Thanks, I'm going to look at the 2nd CD issue.

> Main problem:
> Install is all done. I goto reboot and the kernel panics and can't find
> the drive. Should be set to /dev/sdb4 in my case. I thought maybe I have
> it wrong so I tried sdb5 etc throughout my partitions none of them work.
> I get out the old linuxppc cd and use the 2.2.? kernel and my root
> partition it boots into maintainence mode read only.
> 
> Is it possible it has something to do with the SCSI driver in the
> default kernel and it can't find the drive?
> 
> Is it possible for me to use the new kernel on the cd or am I doing
> something wrong.
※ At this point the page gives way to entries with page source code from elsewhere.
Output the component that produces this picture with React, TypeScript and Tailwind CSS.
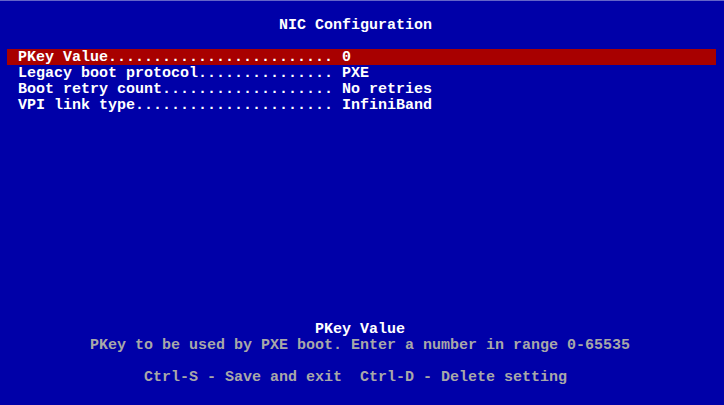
import React from "react";

const rows: { label: string; value: string; selected?: boolean }[] = [
  { label: "PKey Value", value: "0", selected: true },
  { label: "Legacy boot protocol", value: "PXE" },
  { label: "Boot retry count", value: "No retries" },
  { label: "VPI link type", value: "InfiniBand" },
];

const pad = (n: number) => " ".repeat(n);

export default function App() {
  return (
    <div
      className="w-[724px] h-[405px] bg-[#0000a8] flex flex-col overflow-hidden text-[15px] leading-[18px] font-bold"
      style={{ fontFamily: '"Liberation Mono", "DejaVu Sans Mono", monospace' }}
    >
      <div className="h-px bg-[#6464c8]" />
      <div className="h-[16px]" />
      <div className="h-[16px] whitespace-pre text-white">{pad(31) + "NIC Configuration"}</div>
      <div className="h-[16px]" />
      <div className="flex flex-col">
        {rows.map((r) => (
          <div
            key={r.label}
            className={
              "h-[16px] ml-[7px] w-[709px] pl-[11px] whitespace-pre text-white " +
              (r.selected ? "bg-[#a80000]" : "")
            }
          >
            {r.label + ".".repeat(35 - r.label.length) + " " + r.value}
          </div>
        ))}
      </div>
      <div className="flex-1" />
      <div className="h-[16px] whitespace-pre text-white">{pad(35) + "PKey Value"}</div>
      <div className="h-[16px] whitespace-pre text-[#a8a8a8]">
        {pad(10) + "PKey to be used by PXE boot. Enter a number in range 0-65535"}
      </div>
      <div className="h-[16px]" />
      <div className="h-[16px] whitespace-pre text-[#a8a8a8]">
        {pad(16) + "Ctrl-S - Save and exit  Ctrl-D - Delete setting"}
      </div>
      <div className="h-[20px]" />
    </div>
  );
}
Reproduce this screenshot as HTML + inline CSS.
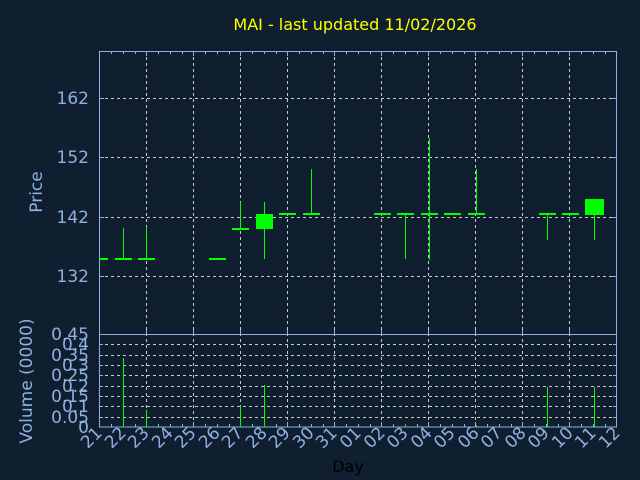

Didn't think I set anything up too badly. I have been
> using Linuxppc from release 4 to 2000 and used mandrake on my intel
> since 7.0. Unless I missed something obvious.
> 

Are you using the initrd image with the boot kernel (both in BootX dir).
SCSI is not built in to the kernel, so you need the initrd.  It's possible
that it doesn't include the driver you need, also.  I vreated it on the
7600, so it has mesh.  Do you know what SCSI controller you have?

If you can boot off the LinuxPPC or run the rescue mode, you can mount "/"
and make your own initrd:

mount /dev/sdX /mnt/disk
chroot /mnt/disk
mkinitrd /boot/initrd-2.4.17-17mdk.img 2.4.17-17mdk
(check the kernel version, this is from running it with no arguments)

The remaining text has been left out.